**SET PROBLEM**
No images are to be carried over; print all other material exactly as it stands.

**GIVEN MATERIAL**
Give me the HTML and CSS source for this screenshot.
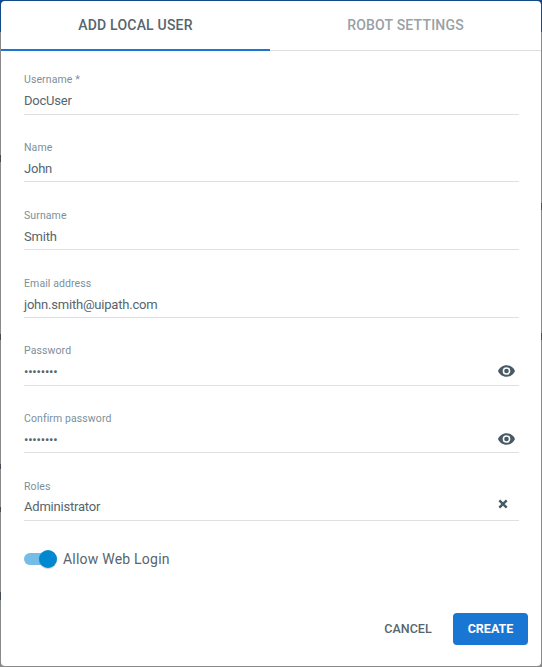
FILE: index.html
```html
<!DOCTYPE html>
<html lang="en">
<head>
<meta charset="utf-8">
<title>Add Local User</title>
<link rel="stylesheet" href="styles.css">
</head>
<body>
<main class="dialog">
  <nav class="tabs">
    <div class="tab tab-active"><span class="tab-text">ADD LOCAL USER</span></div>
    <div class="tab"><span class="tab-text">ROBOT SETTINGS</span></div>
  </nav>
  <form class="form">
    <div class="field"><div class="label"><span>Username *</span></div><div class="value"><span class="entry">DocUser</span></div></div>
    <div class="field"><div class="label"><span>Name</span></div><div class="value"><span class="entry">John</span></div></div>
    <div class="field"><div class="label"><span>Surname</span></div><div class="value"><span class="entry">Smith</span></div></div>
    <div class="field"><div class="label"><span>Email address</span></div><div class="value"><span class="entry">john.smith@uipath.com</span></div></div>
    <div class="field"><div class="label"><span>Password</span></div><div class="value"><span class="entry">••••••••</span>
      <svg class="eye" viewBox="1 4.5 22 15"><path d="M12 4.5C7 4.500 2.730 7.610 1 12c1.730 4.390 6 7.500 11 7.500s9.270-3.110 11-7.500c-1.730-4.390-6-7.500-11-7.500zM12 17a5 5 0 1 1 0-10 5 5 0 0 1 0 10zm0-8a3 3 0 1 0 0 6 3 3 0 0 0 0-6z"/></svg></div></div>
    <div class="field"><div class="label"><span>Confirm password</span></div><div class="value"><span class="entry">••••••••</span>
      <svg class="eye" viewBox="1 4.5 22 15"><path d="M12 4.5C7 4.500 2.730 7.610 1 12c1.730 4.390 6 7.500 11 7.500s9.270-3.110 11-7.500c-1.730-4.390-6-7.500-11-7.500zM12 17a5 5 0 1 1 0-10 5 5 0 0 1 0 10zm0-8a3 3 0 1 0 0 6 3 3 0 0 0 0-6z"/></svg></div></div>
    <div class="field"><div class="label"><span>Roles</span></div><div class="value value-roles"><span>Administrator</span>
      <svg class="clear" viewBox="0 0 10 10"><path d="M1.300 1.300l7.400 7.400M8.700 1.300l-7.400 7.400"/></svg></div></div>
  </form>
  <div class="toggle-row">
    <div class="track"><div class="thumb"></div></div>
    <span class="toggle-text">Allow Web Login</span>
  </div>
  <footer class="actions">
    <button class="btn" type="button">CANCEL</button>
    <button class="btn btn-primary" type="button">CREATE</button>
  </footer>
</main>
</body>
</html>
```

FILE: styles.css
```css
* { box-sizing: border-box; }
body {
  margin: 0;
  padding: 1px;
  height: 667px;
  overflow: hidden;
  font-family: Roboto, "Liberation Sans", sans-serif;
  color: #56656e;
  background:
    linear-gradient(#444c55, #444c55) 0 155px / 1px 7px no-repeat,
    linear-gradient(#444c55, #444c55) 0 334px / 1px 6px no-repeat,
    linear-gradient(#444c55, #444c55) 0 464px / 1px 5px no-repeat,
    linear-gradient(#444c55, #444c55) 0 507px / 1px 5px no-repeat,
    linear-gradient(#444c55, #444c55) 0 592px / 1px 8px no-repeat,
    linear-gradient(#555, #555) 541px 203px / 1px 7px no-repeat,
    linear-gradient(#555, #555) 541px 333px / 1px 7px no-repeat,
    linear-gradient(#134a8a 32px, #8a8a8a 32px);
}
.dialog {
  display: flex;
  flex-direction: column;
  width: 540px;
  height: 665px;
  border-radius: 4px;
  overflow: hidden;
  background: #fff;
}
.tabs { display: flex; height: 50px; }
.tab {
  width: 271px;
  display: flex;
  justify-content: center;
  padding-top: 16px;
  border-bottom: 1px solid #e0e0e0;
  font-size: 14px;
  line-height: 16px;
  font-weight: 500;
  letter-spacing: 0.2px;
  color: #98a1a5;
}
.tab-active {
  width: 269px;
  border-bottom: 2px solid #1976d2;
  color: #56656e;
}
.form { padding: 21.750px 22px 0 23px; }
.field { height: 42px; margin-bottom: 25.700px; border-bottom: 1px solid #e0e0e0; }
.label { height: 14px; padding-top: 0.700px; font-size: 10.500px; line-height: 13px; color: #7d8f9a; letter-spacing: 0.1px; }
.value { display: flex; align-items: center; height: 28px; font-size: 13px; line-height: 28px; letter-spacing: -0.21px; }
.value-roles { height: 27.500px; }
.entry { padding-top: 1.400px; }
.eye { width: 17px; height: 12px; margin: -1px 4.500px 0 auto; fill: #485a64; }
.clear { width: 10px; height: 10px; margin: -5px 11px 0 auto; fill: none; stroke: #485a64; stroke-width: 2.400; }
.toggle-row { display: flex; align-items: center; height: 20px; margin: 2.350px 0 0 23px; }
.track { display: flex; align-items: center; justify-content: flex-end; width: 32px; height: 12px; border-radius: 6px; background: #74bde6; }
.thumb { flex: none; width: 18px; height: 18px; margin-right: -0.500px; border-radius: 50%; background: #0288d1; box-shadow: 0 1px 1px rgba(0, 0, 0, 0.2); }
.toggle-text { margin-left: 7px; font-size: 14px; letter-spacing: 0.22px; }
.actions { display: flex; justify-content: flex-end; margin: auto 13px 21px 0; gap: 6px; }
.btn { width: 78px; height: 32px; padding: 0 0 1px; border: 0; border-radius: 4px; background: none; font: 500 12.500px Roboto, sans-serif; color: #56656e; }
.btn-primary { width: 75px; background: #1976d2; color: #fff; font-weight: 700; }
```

**THE RESULT**
Give me the HTML and CSS source for this screenshot.
FILE: index.html
```html
<!DOCTYPE html>
<html lang="en">
<head>
<meta charset="utf-8">
<title>Add Local User</title>
<link rel="stylesheet" href="styles.css">
</head>
<body>
<main class="dialog">
  <nav class="tabs">
    <div class="tab tab-active"><span class="tab-text">ADD LOCAL USER</span></div>
    <div class="tab"><span class="tab-text">ROBOT SETTINGS</span></div>
  </nav>
  <form class="form">
    <div class="field"><div class="label"><span>Username *</span></div><div class="value"><span class="entry">DocUser</span></div></div>
    <div class="field"><div class="label"><span>Name</span></div><div class="value"><span class="entry">John</span></div></div>
    <div class="field"><div class="label"><span>Surname</span></div><div class="value"><span class="entry">Smith</span></div></div>
    <div class="field"><div class="label"><span>Email address</span></div><div class="value"><span class="entry">john.smith@uipath.com</span></div></div>
    <div class="field"><div class="label"><span>Password</span></div><div class="value"><span class="entry">••••••••</span>
      <svg class="eye" viewBox="1 4.5 22 15"><path d="M12 4.5C7 4.500 2.730 7.610 1 12c1.730 4.390 6 7.500 11 7.500s9.270-3.110 11-7.500c-1.730-4.390-6-7.500-11-7.500zM12 17a5 5 0 1 1 0-10 5 5 0 0 1 0 10zm0-8a3 3 0 1 0 0 6 3 3 0 0 0 0-6z"/></svg></div></div>
    <div class="field"><div class="label"><span>Confirm password</span></div><div class="value"><span class="entry">••••••••</span>
      <svg class="eye" viewBox="1 4.5 22 15"><path d="M12 4.5C7 4.500 2.730 7.610 1 12c1.730 4.390 6 7.500 11 7.500s9.270-3.110 11-7.500c-1.730-4.390-6-7.500-11-7.500zM12 17a5 5 0 1 1 0-10 5 5 0 0 1 0 10zm0-8a3 3 0 1 0 0 6 3 3 0 0 0 0-6z"/></svg></div></div>
    <div class="field"><div class="label"><span>Roles</span></div><div class="value value-roles"><span>Administrator</span>
      <svg class="clear" viewBox="0 0 10 10"><path d="M1.300 1.300l7.400 7.400M8.700 1.300l-7.400 7.400"/></svg></div></div>
  </form>
  <div class="toggle-row">
    <div class="track"><div class="thumb"></div></div>
    <span class="toggle-text">Allow Web Login</span>
  </div>
  <footer class="actions">
    <button class="btn" type="button">CANCEL</button>
    <button class="btn btn-primary" type="button">CREATE</button>
  </footer>
</main>
</body>
</html>
```

FILE: styles.css
```css
* { box-sizing: border-box; }
body {
  margin: 0;
  padding: 1px;
  height: 667px;
  overflow: hidden;
  font-family: Roboto, "Liberation Sans", sans-serif;
  color: #56656e;
  background:
    linear-gradient(#444c55, #444c55) 0 155px / 1px 7px no-repeat,
    linear-gradient(#444c55, #444c55) 0 334px / 1px 6px no-repeat,
    linear-gradient(#444c55, #444c55) 0 464px / 1px 5px no-repeat,
    linear-gradient(#444c55, #444c55) 0 507px / 1px 5px no-repeat,
    linear-gradient(#444c55, #444c55) 0 592px / 1px 8px no-repeat,
    linear-gradient(#555, #555) 541px 203px / 1px 7px no-repeat,
    linear-gradient(#555, #555) 541px 333px / 1px 7px no-repeat,
    linear-gradient(#134a8a 32px, #8a8a8a 32px);
}
.dialog {
  display: flex;
  flex-direction: column;
  width: 540px;
  height: 665px;
  border-radius: 4px;
  overflow: hidden;
  background: #fff;
}
.tabs { display: flex; height: 50px; }
.tab {
  width: 271px;
  display: flex;
  justify-content: center;
  padding-top: 16px;
  border-bottom: 1px solid #e0e0e0;
  font-size: 14px;
  line-height: 16px;
  font-weight: 500;
  letter-spacing: 0.2px;
  color: #98a1a5;
}
.tab-active {
  width: 269px;
  border-bottom: 2px solid #1976d2;
  color: #56656e;
}
.form { padding: 21.750px 22px 0 23px; }
.field { height: 42px; margin-bottom: 25.700px; border-bottom: 1px solid #e0e0e0; }
.label { height: 14px; padding-top: 0.700px; font-size: 10.500px; line-height: 13px; color: #7d8f9a; letter-spacing: 0.1px; }
.value { display: flex; align-items: center; height: 28px; font-size: 13px; line-height: 28px; letter-spacing: -0.21px; }
.value-roles { height: 27.500px; }
.entry { padding-top: 1.400px; }
.eye { width: 17px; height: 12px; margin: -1px 4.500px 0 auto; fill: #485a64; }
.clear { width: 10px; height: 10px; margin: -5px 11px 0 auto; fill: none; stroke: #485a64; stroke-width: 2.400; }
.toggle-row { display: flex; align-items: center; height: 20px; margin: 2.350px 0 0 23px; }
.track { display: flex; align-items: center; justify-content: flex-end; width: 32px; height: 12px; border-radius: 6px; background: #74bde6; }
.thumb { flex: none; width: 18px; height: 18px; margin-right: -0.500px; border-radius: 50%; background: #0288d1; box-shadow: 0 1px 1px rgba(0, 0, 0, 0.2); }
.toggle-text { margin-left: 7px; font-size: 14px; letter-spacing: 0.22px; }
.actions { display: flex; justify-content: flex-end; margin: auto 13px 21px 0; gap: 6px; }
.btn { width: 78px; height: 32px; padding: 0 0 1px; border: 0; border-radius: 4px; background: none; font: 500 12.500px Roboto, sans-serif; color: #56656e; }
.btn-primary { width: 75px; background: #1976d2; color: #fff; font-weight: 700; }
```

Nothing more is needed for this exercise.